Oui, je n’ai pas eu les soucis de structure que certains ont rencontrés au début. Depuis, tous les bateaux ont été renforcés à l’avant l’hiver, ils ont aussi rallongé un peu le voile de quille pour créer un peu plus d’accroche au près, le chantier a fait ce qu’il fallait pour gommer les petits défauts du bateau. Aujourd’hui, je suis très content, sur les bords entre 70 et 140 degrés du vent, dès qu’on est un peu appuyés, il développe vraiment de la puissance et va vraiment vite par rapport au Pogo 3. Après, pour tout ce qui est VMG haut et bas, on peut être en légère perte, mais le gain est tel aux autres angles que c’est un bon choix. Sur la Mini en Mai, on a eu un premier bord qui allait à l’île d’Yeu, à 130 du vent, on était à 12 nœuds de moyenne, les Pogo 3 à 10. Après, parfois, en VMG haut dans la pétole, ils nous déboitent, ça dépend un peu des régates.
“Officiellement, ma prochaine course, c’est la Mini Transat”
Tu as obtenu de bons résultats tes deux premières années, avant, depuis le début de la saison de presque tout gagner, comment l’expliques-tu ?
D’abord, les conditions ont été globalement propices au bateau, avec du vent. Ensuite, la première course que j’ai faite avec Thibaut m’a rassuré : j’avais un peu de doutes sur ma vitesse au près, on s’est fait un long dernier bord en speed-test avec Paul Cloarec et Benoît Hantzperg qui avaient des voiles toutes neuves, alors que moi, j’avais mes voiles d’origine, je me suis dit qu’on allait se faire plier, et en fait, on a réussi à les battre. Ça m’a donné confiance sur la vitesse du bateau au près, le fait de savoir que je pouvais aller vite et de débloquer ainsi le compteur de victoire m’a beaucoup aidé pour la suite.
Te voilà du coup propulsé comme le grand favori de la Mini Transat, tu assumes ? Comment vois-tu la concurrence ?
Pas vraiment ! Disons que ça me fait plaisir, mais je ne me rends pas trop compte de ce que ça va impliquer. Pour l’instant, je ne ressens pas la pression de ce statut, je profite plutôt de ces trois victoires et de cette deuxième place. Mon objectif n°1 est déjà d’arriver, on traverse l’Atlantique sur un bateau de 6,50 mètres, ce n’est pas une mince affaire. Après, accrocher un podium me ferait vraiment plaisir, un Top 5 serait très bien aussi. Et la Mini Transat sera un exercice diamétralement opposé à ce qu’on a fait jusqu’ici : là, on part 48-72 heures, on s’arrache à fond, sur une transat, il faudra vraiment gérer le sommeil, la nourriture et le matériel, on ne s’est pour l’instant pas confrontés sur ce genre d’épreuve. On voit quand même que certains vont vite en Pogo 3, Léo (Debiesse), Brieuc (Lebec), Quentin (Riché), en Maxi aussi… Entre les Pogo et les Maxi, il va y avoir du match, même si je pense que sur la durée, le Maxi a le gros avantage de ne pas mouiller. J’espère qu’à long terme, le gain en confort se transformera en performance et que ceux qui sont en Pogo 3, trempés H24, auront des petites baisses de physique et de moral…

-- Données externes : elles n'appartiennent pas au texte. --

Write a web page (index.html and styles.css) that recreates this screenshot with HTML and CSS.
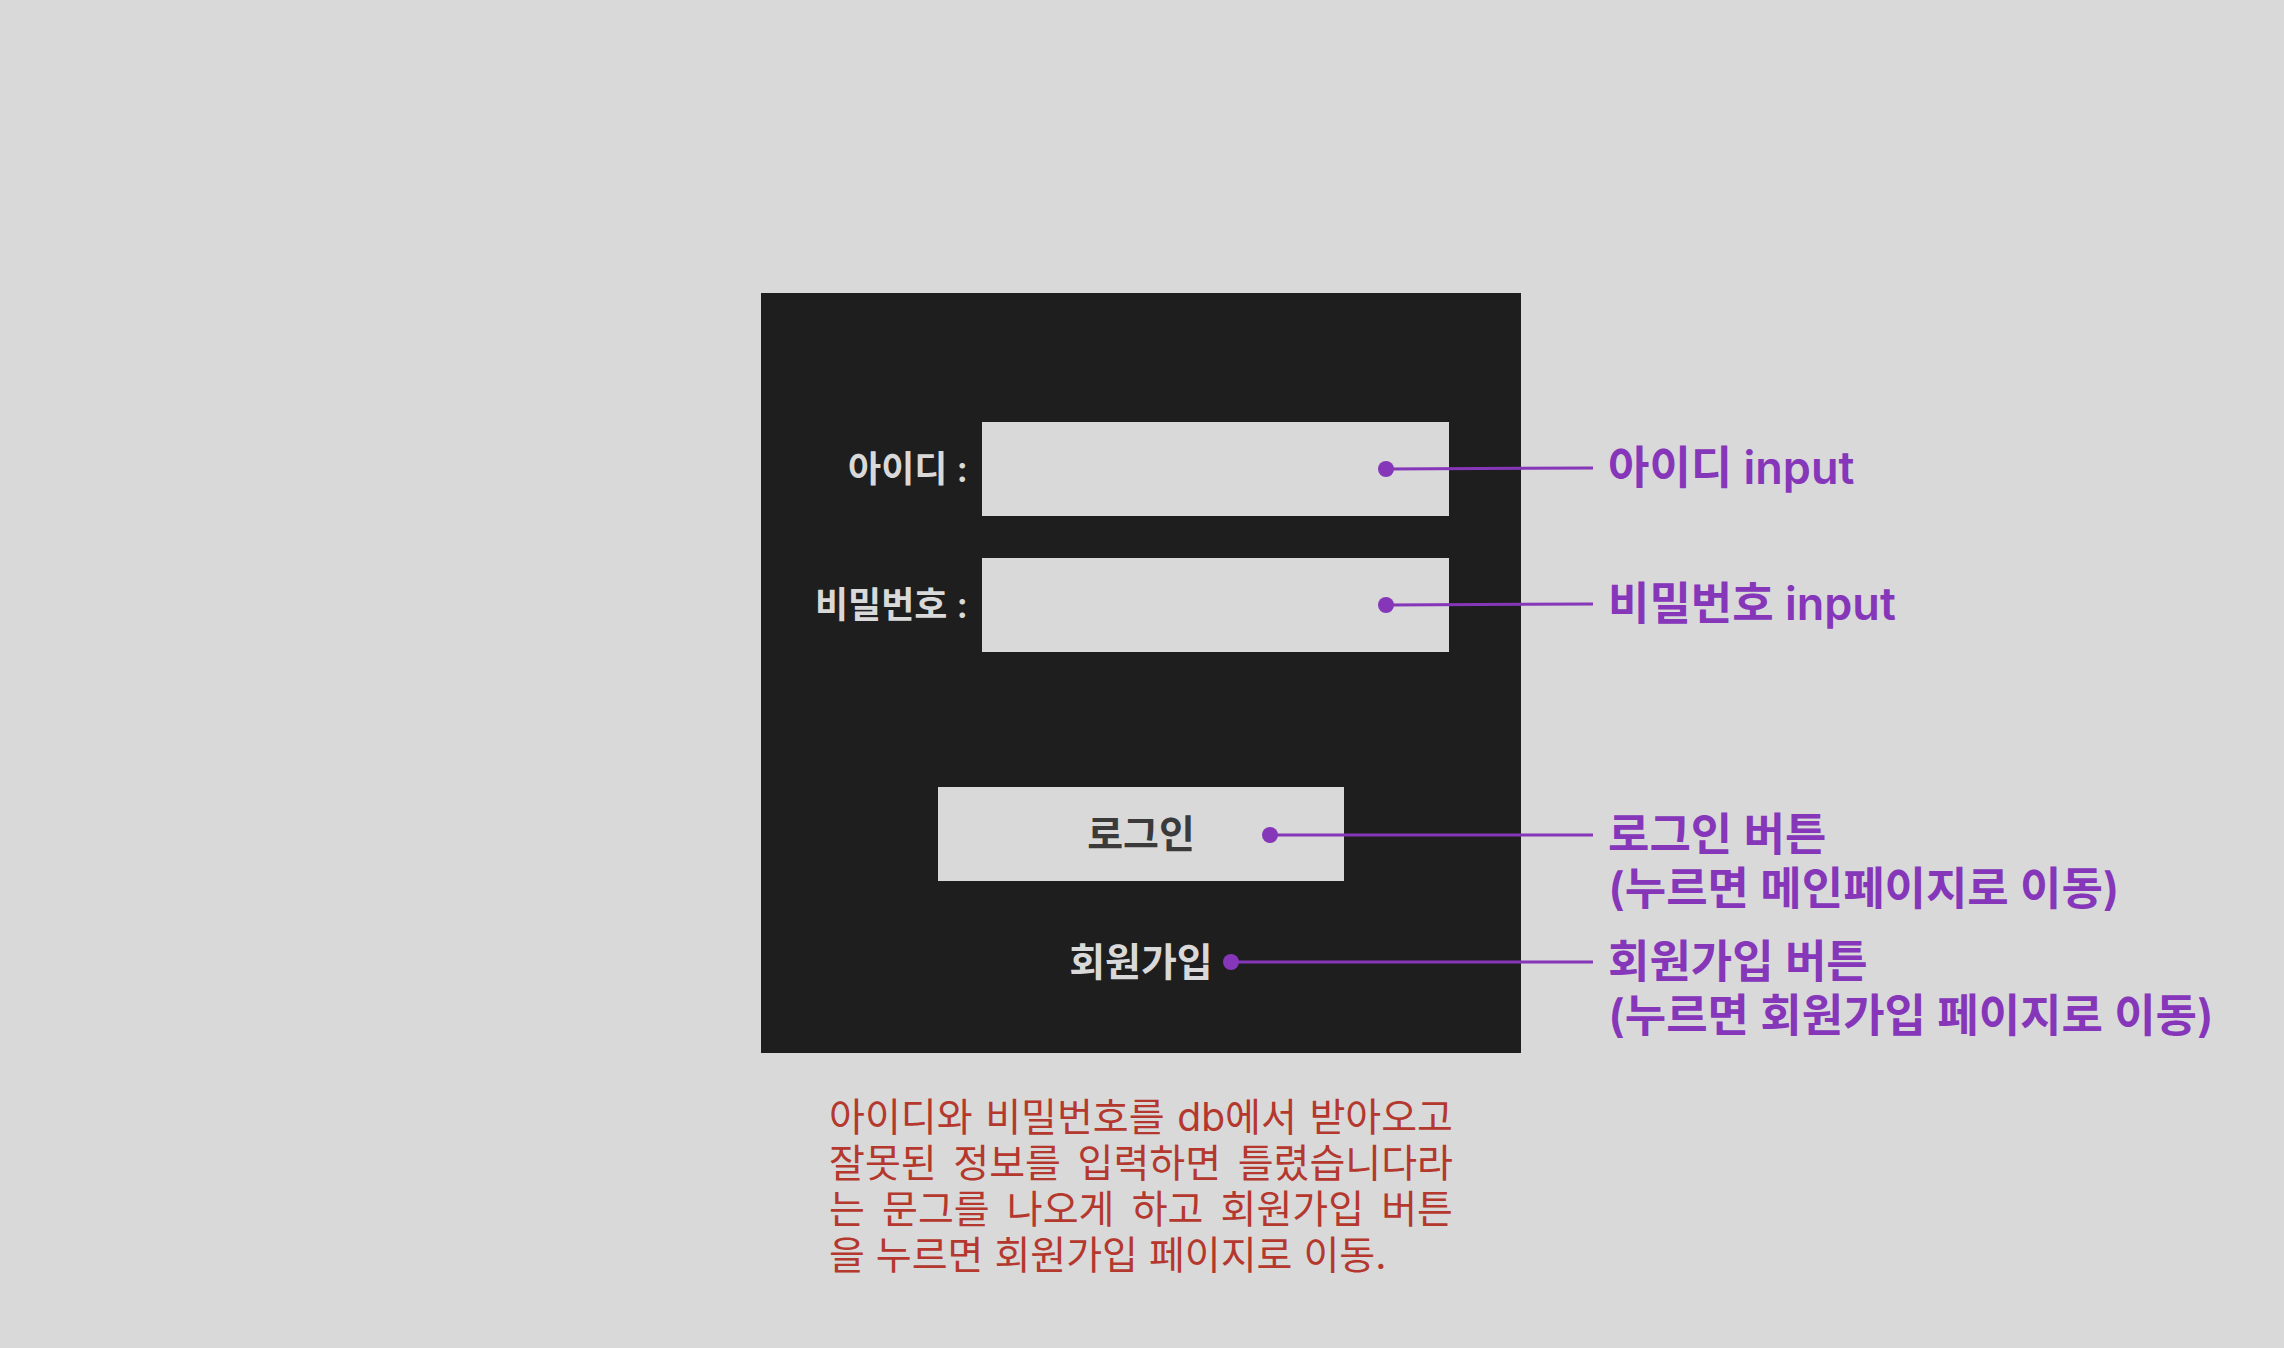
FILE: index.html
```html
<!DOCTYPE html>
<html lang="ko">
<head>
  <meta charset="utf-8">
  <meta name="viewport" content="width=device-width, initial-scale=1">
  <title>로그인</title>
  <link rel="stylesheet" href="styles.css">
</head>
<body>
  <main class="board">
    <form class="card">
      <div class="fields">
        <label class="label" for="user-id">아이디 :</label>
        <input class="field" id="user-id" type="text" autocomplete="username">
        <label class="label" for="user-pw">비밀번호 :</label>
        <input class="field" id="user-pw" type="password" autocomplete="current-password">
      </div>
      <button class="login" type="button">로그인</button>
      <a class="signup" href="#signup">회원가입</a>
    </form>

    <aside class="notes">
      <p class="note note-id">
        <svg class="connector" width="240" height="20" viewBox="0 0 240 20" aria-hidden="true"><circle cx="18" cy="11" r="8"/><path d="M18 11 L225 10"/></svg>
        아이디 input
      </p>
      <p class="note note-pw">
        <svg class="connector" width="240" height="20" viewBox="0 0 240 20" aria-hidden="true"><circle cx="18" cy="11" r="8"/><path d="M18 11 L225 10"/></svg>
        비밀번호 input
      </p>
      <p class="note note-login">
        <svg class="connector" width="360" height="20" viewBox="0 0 360 20" aria-hidden="true"><circle cx="22" cy="10" r="8"/><path d="M22 10 H345"/></svg>
        로그인 버튼<br>(누르면 메인페이지로 이동)
      </p>
      <p class="note note-signup">
        <svg class="connector" width="400" height="20" viewBox="0 0 400 20" aria-hidden="true"><circle cx="23" cy="10" r="8"/><path d="M23 10 H385"/></svg>
        회원가입 버튼<br>(누르면 회원가입 페이지로 이동)
      </p>
    </aside>

    <p class="summary">아이디와 비밀번호를 db에서 받아오고 잘못된 정보를 입력하면 틀렸습니다라는 문그를 나오게 하고 회원가입 버튼을 누르면 회원가입 페이지로 이동.</p>
  </main>
</body>
</html>
```
FILE: styles.css
```css
:root {
  --paper: #d9d9d9;
  --ink: #1e1e1e;
  --accent: #8636b9;
  --warn: #b4382e;
}

* {
  box-sizing: border-box;
}

body {
  margin: 0;
  background: var(--paper);
  font-family: Inter, "Noto Sans CJK KR", sans-serif;
}

.board {
  display: grid;
  grid-template-columns: 1fr 760px 1fr;
  row-gap: 41px;
  padding: 293px 2px 0 0;
}

.card {
  grid-column: 2;
  display: flex;
  flex-direction: column;
  align-items: center;
  padding: 129px 0 68px;
  background: var(--ink);
}

.fields {
  align-self: stretch;
  display: grid;
  grid-template-columns: 1fr 467px;
  gap: 42px 14px;
  align-items: center;
  padding-right: 72px;
}

.label {
  color: var(--paper);
  font-size: 36px;
  font-weight: 600;
  line-height: 44px;
  text-align: right;
}

.field {
  width: 100%;
  height: 94px;
  padding: 0 24px;
  border: 0;
  border-radius: 0;
  background: var(--paper);
  font: inherit;
  font-size: 36px;
}

.login {
  width: 406px;
  height: 94px;
  margin-top: 135px;
  padding: 0;
  border: 0;
  background: var(--paper);
  color: #3a3a3a;
  font: inherit;
  font-size: 39px;
  font-weight: 600;
  line-height: 46px;
}

.signup {
  margin-top: 58px;
  color: var(--paper);
  font-size: 39px;
  font-weight: 600;
  line-height: 46px;
  text-decoration: none;
}

.notes {
  grid-column: 3;
  padding: 148px 0 0 87px;
}

.note {
  position: relative;
  margin: 0;
  color: var(--accent);
  font-size: 45px;
  font-weight: 600;
  line-height: 54px;
  white-space: nowrap;
}

.note-pw {
  margin-top: 82px;
}

.note-login {
  margin-top: 177px;
}

.note-signup {
  margin-top: 19px;
}

/* Leader line running from a note back to the control it describes */
.connector {
  position: absolute;
  top: 17px;
  right: 100%;
  fill: var(--accent);
  stroke: none;
}

.connector path {
  fill: none;
  stroke: var(--accent);
  stroke-width: 3;
}

.summary {
  grid-column: 2;
  justify-self: center;
  width: 624px;
  margin: 0;
  color: var(--warn);
  font-size: 39px;
  line-height: 46px;
  text-align: justify;
}
```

Quel est ton programme jusqu’à la Mini Transat ?
Je ne fais pas le Mini Fastnet parce que je dois livrer un Class40 chez Structures début juillet, celui de François-René Carluer. Pour la Transgascogne, je suis pour l’instant en liste d’attente, donc officiellement, ma prochaine course, c’est la Mini Transat.
“Faire deux ans de proto me brancherait bien”
Est-ce compliqué de concilier ta caquette d’entrepreneur et celle de navigateur ?
C’est super compliqué, surtout que j’ai eu la chance d’avoir une petite fille il y a quinze mois, j’ai une triple casquette ! Mais ce qui est super, c’est que mes clients font de la course, donc ils comprennent mes obligations et sont très contents pour moi, donc même si le planning reste très tendu, ça se passe dans la bonne humeur.
La Mini Transat est l’objectif final du projet ?
En Mini de série, c’est l’objectif ultime, le bateau sera a priori vendu après. Pour la suite, je ne sais pas encore. Jusqu’ici, je finançais tout en perso, il faudrait que ça s’arrête un jour, on verra si j’arrive à accrocher des partenaires ou pas.
Quelles sont tes envies ?
Elles sont nombreuses : faire deux ans de proto me brancherait bien, parce que la Classe Mini est vraiment une super classe, avec une ambiance géniale, j’aurai envie d’y revenir. Pour l’instant, je regarde de loin les bateaux, ça serait plutôt un nez rond, a priori sans foils, des choses sont en train de se passer dans les chantiers, donc si je peux, je vais me placer. Après, je suis malouin, donc forcément, une Route du Rhum en Class40 me plairait bien. Pour 2022, c’est trop tôt pour être compétitif, donc ce sera plutôt pour la suivante.